Gowerton is twinned with La Gacilly in Brittany, France.

Politics
Gowerton elects a community council of thirteen members in two wards: East and West.

Education
Gowerton has three schools: Gowerton Primary school , Gowerton Comprehensive School and Ysgol Gyfun Gŵyr (Welsh medium comprehensive school).

Religion
Gowerton once had five church or chapel buildings: St John's Church (built 1882), Tabernacl (opened 1893) Temple United Reformed Church (opened 1888), Bethel (opened 1873) and Bethania (opened 1891). However, only two, St John's Church and Temple URC, still remain. Bethel has lain in ruins for two decades and both Tabernacl and Bethania have been demolished.

Transport
Bus services are provided by First Cymru and NAT. These depart Gowerton from Hill Street or Sterry Road.

First Cymru provide a half-hourly service (no. 16) through the village to Swansea and Gorseinon.

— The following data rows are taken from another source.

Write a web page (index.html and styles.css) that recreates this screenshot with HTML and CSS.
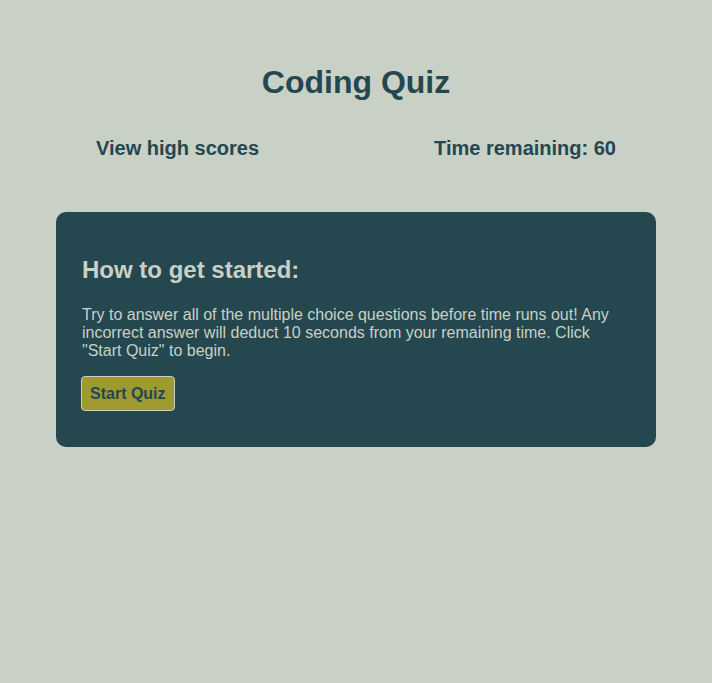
FILE: index.html
```html
<!DOCTYPE html>
<html lang="en">
<head>
<meta charset="utf-8">
<title>Coding Quiz</title>
<link rel="stylesheet" href="styles.css">
</head>
<body>
<header class="header">
  <h1 class="title">Coding Quiz</h1>
  <nav class="nav">
    <a class="nav-link" href="#">View high scores</a>
    <span class="timer">Time remaining: 60</span>
  </nav>
</header>
<main class="card">
  <h2 class="card-title">How to get started:</h2>
  <p class="card-text">Try to answer all of the multiple choice questions before time runs out! Any incorrect answer will deduct 10 seconds from your remaining time. Click "Start Quiz" to begin.</p>
  <button class="start-btn">Start Quiz</button>
</main>
</body>
</html>
```
FILE: styles.css
```css
html, body {
  margin: 0;
  padding: 0;
}
body {
  background: #c9d1c6;
  font-family: "Liberation Sans", Arial, sans-serif;
  color: #25474f;
}
.header {
  padding-top: 64px;
}
.title {
  margin: 0;
  text-align: center;
  font-size: 32px;
  font-weight: bold;
  color: #25474f;
}
.nav {
  display: flex;
  justify-content: space-between;
  padding: 0 96px;
  margin-top: 36px;
  font-size: 20px;
  font-weight: bold;
}
.nav-link {
  color: #25474f;
  text-decoration: none;
}
.timer {
  color: #25474f;
}
.card {
  display: block;
  width: 600px;
  box-sizing: border-box;
  margin: 52px auto 0;
  background: #25474f;
  border-radius: 10px;
  padding: 24px 26px 36px 26px;
  color: #c9d1c6;
}
.card-title {
  margin: 20px 0 22px;
  font-size: 24px;
  font-weight: bold;
}
.card-text {
  margin: 0 0 16px;
  font-size: 16px;
  line-height: 18px;
}
.start-btn {
  display: block;
  font-family: "Liberation Sans", Arial, sans-serif;
  font-size: 16px;
  line-height: 19px;
  font-weight: bold;
  color: #25474f;
  background: #9d9a2f;
  border: 1px solid #c9cfc6;
  border-radius: 4px;
  padding: 7px 8px;
  margin-left: -1px;
  cursor: pointer;
}
```
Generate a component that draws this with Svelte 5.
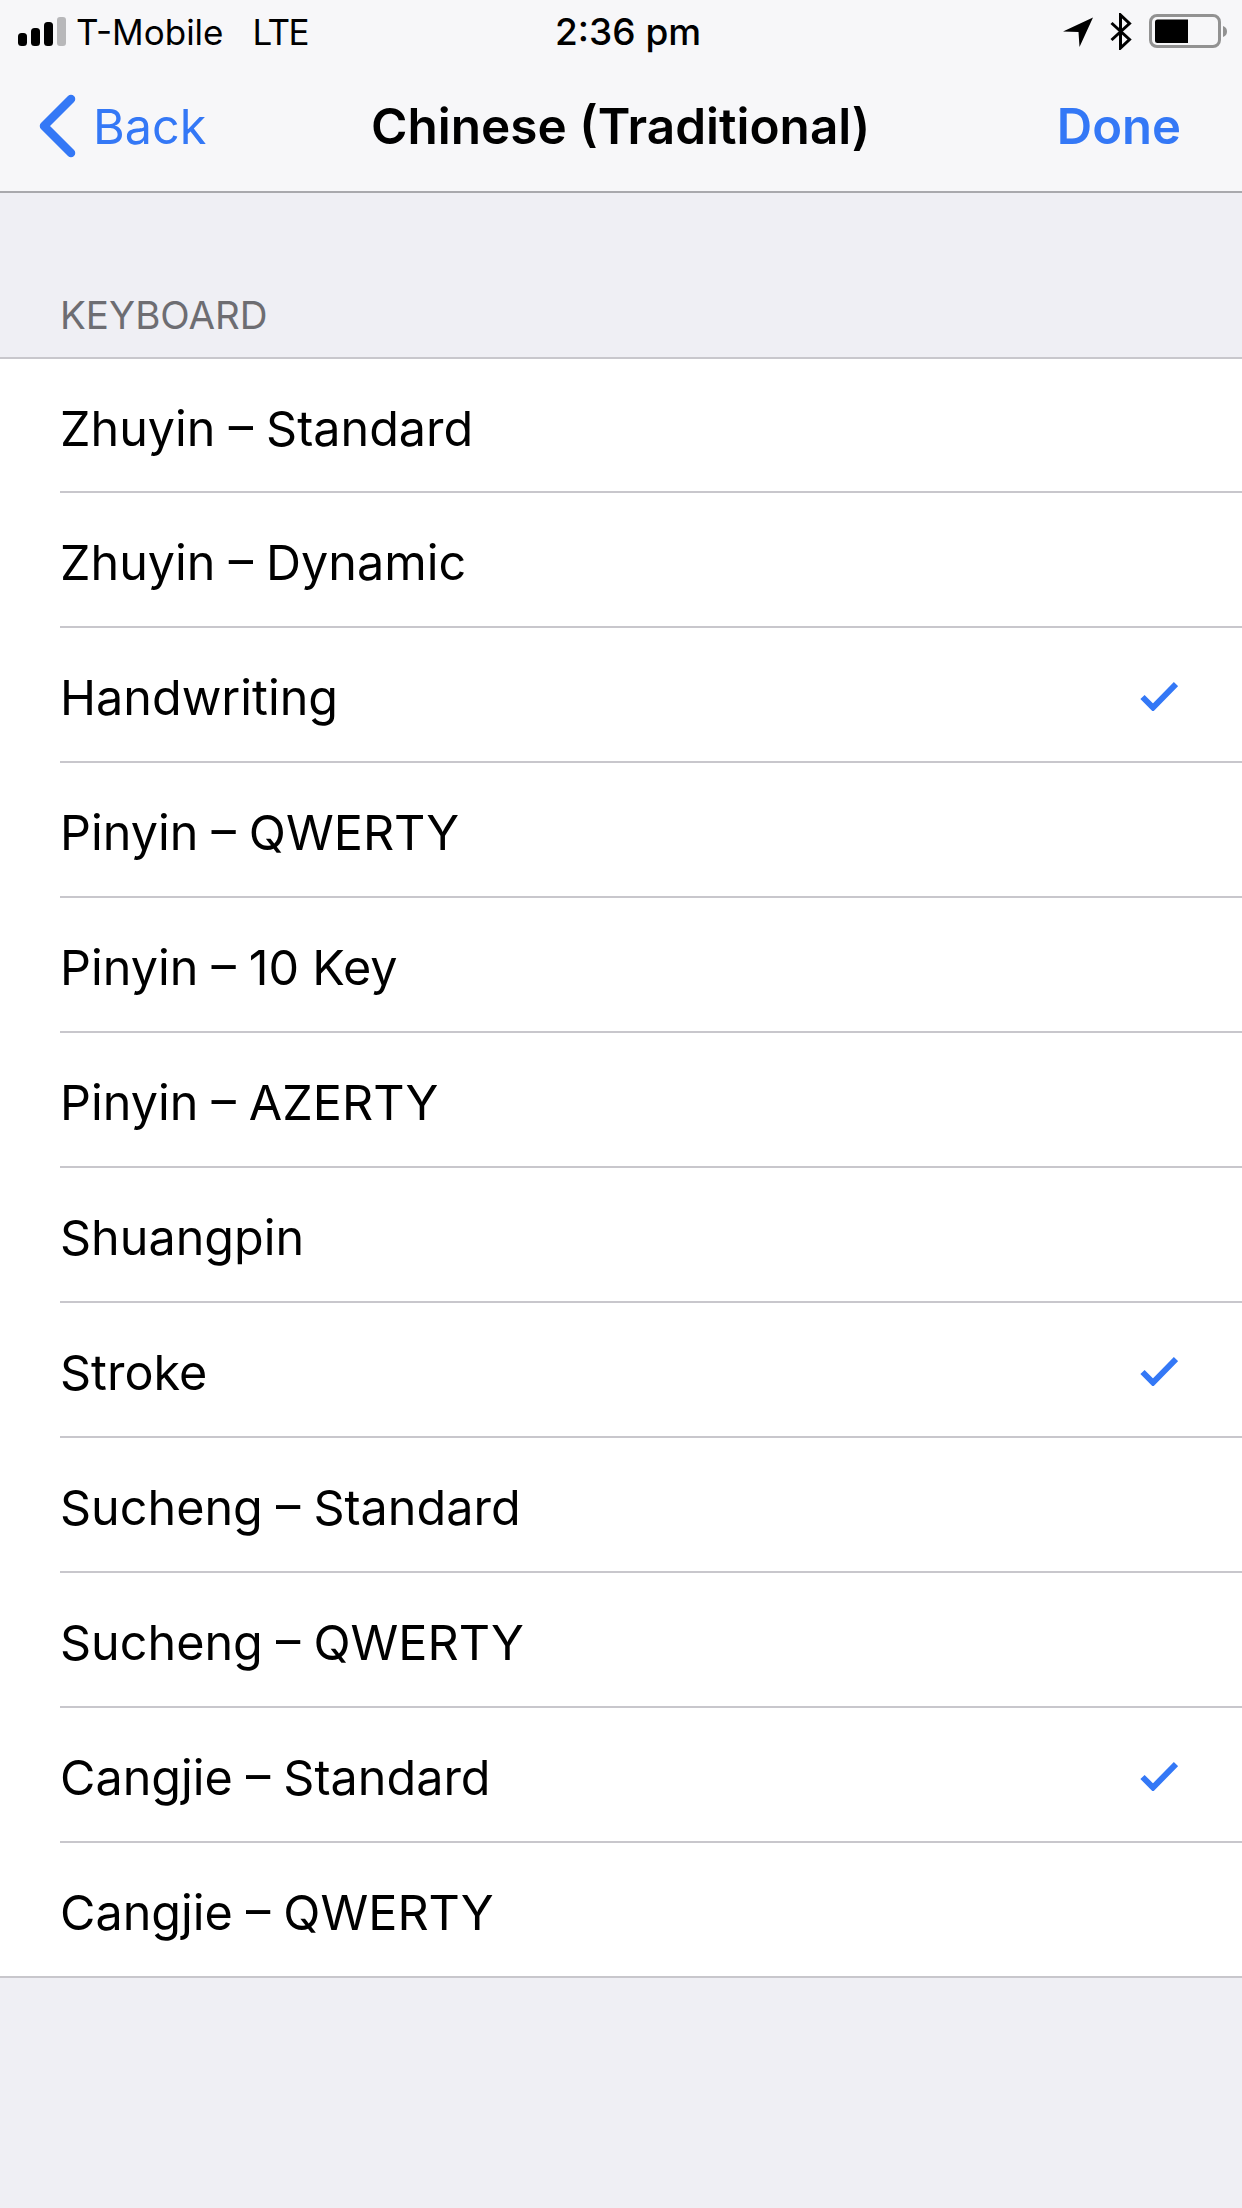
<script lang="ts">
	const rows = [
		{ label: 'Zhuyin – Standard', checked: false },
		{ label: 'Zhuyin – Dynamic', checked: false },
		{ label: 'Handwriting', checked: true },
		{ label: 'Pinyin – QWERTY', checked: false },
		{ label: 'Pinyin – 10 Key', checked: false },
		{ label: 'Pinyin – AZERTY', checked: false },
		{ label: 'Shuangpin', checked: false },
		{ label: 'Stroke', checked: true },
		{ label: 'Sucheng – Standard', checked: false },
		{ label: 'Sucheng – QWERTY', checked: false },
		{ label: 'Cangjie – Standard', checked: true },
		{ label: 'Cangjie – QWERTY', checked: false }
	];
</script>

<div class="screen">
	<header class="top">
		<div class="status">
			<div class="status-left">
				<svg class="signal" width="48" height="30" viewBox="0 0 48 30">
					<rect x="0" y="16" width="9" height="13" rx="3.5" fill="#000" />
					<rect x="13" y="11" width="9" height="18" rx="3.5" fill="#000" />
					<rect x="26" y="5" width="9" height="24" rx="3.5" fill="#000" />
					<rect x="39" y="0" width="9" height="29" rx="3" fill="#b8b8ba" />
				</svg>
				<span>T-Mobile</span>
				<span class="lte">LTE</span>
			</div>
			<div class="clock">2:36 pm</div>
			<div class="status-right">
				<svg width="30" height="30" viewBox="0 0 30 30"><path d="M0 14.5 L30 0.5 L16.5 30 L15.5 15 Z" fill="#000" /></svg>
				<svg width="22" height="37" viewBox="0 0 22 37"><path d="M1.5 10 L19.5 26.5 L10.5 35 L10.5 2 L19.5 10.5 L1.5 27" fill="none" stroke="#000" stroke-width="3" /></svg>
				<svg width="78" height="35" viewBox="0 0 78 35">
					<rect x="1.5" y="1.5" width="69" height="31" rx="6.5" fill="none" stroke="#929292" stroke-width="3" />
					<path d="M8 7 a2.5 2.5 0 0 1 2.5 -2.5 H41 V28 H10.5 a2.5 2.5 0 0 1 -2.5 -2.5 Z" fill="#000" transform="translate(-2 1)" />
					<path d="M74 12 C77 13 78 15 78 17.5 C78 20 77 22 74 23 Z" fill="#929292" />
				</svg>
			</div>
		</div>
		<nav class="nav">
			<div class="back">
				<svg width="38" height="64" viewBox="0 0 38 64"><path d="M33 5 L6 32 L33 59" fill="none" stroke="#3478f6" stroke-width="8.5" stroke-linecap="round" stroke-linejoin="round" /></svg>
				<span>Back</span>
			</div>
			<h1>Chinese (Traditional)</h1>
			<div class="done">Done</div>
		</nav>
	</header>

	<div class="section-title">KEYBOARD</div>

	<ul class="list">
		{#each rows as row}
			<li>
				<div class="row">
					<span>{row.label}</span>
					{#if row.checked}
						<svg width="38" height="30" viewBox="0 0 38 30"><path d="M2.5 16 L13 26.5 L36 3" fill="none" stroke="#3478f6" stroke-width="6" /></svg>
					{/if}
				</div>
			</li>
		{/each}
	</ul>
</div>

<style>
	:global(body) {
		margin: 0;
		background: #efeff4;
	}
	.screen {
		width: 1242px;
		height: 2208px;
		background: #efeff4;
		font-family: Inter, 'Liberation Sans', sans-serif;
		color: #000;
		overflow: hidden;
	}
	.top {
		background: #f7f7f9;
		border-bottom: 2px solid #a9a9ad;
		height: 191px;
		box-sizing: content-box;
	}
	.status {
		height: 63px;
		padding: 0 15px 0 18px;
		display: grid;
		grid-template-columns: 537px auto 1fr;
		align-items: center;
		font-size: 35px;
	}
	.status-left {
		display: flex;
		align-items: center;
		gap: 10px;
	}
	.lte {
		margin-left: 19px;
		letter-spacing: -1.5px;
	}
	.clock {
		font-weight: 500;
		font-size: 37px;
	}
	.status-right {
		display: flex;
		align-items: center;
		justify-content: flex-end;
		gap: 17px;
	}
	.nav {
		height: 126px;
		padding: 0 61px 2px 38px;
		display: grid;
		grid-template-columns: 333px auto 1fr;
		align-items: center;
		font-size: 48.5px;
		color: #3478f6;
	}
	.back {
		display: flex;
		align-items: center;
		gap: 17px;
	}
	.nav h1 {
		margin: 0;
		font-size: 49.5px;
		font-weight: 600;
		color: #000;
	}
	.done {
		font-weight: 600;
		font-size: 49px;
		text-align: right;
	}
	.section-title {
		height: 166px;
		box-sizing: border-box;
		padding: 99px 0 0 60px;
		font-size: 38.5px;
		line-height: 46px;
		color: #6d6d72;
		border-bottom: 2px solid #c8c7cc;
	}
	.list {
		list-style: none;
		margin: 0;
		padding: 0 0 0 60px;
		background: #fff;
		border-bottom: 2px solid #c8c7cc;
	}
	.list li + li {
		border-top: 2px solid #c8c7cc;
	}
	.row {
		height: 133px;
		box-sizing: border-box;
		padding: 3px 64px 0 0;
		display: flex;
		align-items: center;
		justify-content: space-between;
		font-size: 48.5px;
		word-spacing: -0.5px;
	}
	.row span {
		padding-top: 3px;
	}
	.list li:first-child .row {
		height: 132px;
	}
</style>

Gowerton railway station is on the West Wales Line, between Swansea and Llanelli. Gowerton once had two railway stations, but today only one remains. This was made single-track in 1986. Work began in November 2012 to restore the double track to Gowerton by mid-2013, this has now been completed.

Sport
The local rugby club is Gowerton RFC.

Gowerton's Elba Sports Complex is home to Swansea Senior League Second Division, Gowerton FC.

Gowerton has a golf range and a nine-hole, par 3 golf course.

See also
Villages in Gower

References

External links
Gowerton local history
Gowerton primary school

Communities in Swansea
Districts of Swansea
Villages in Swansea
Swansea Bay (region)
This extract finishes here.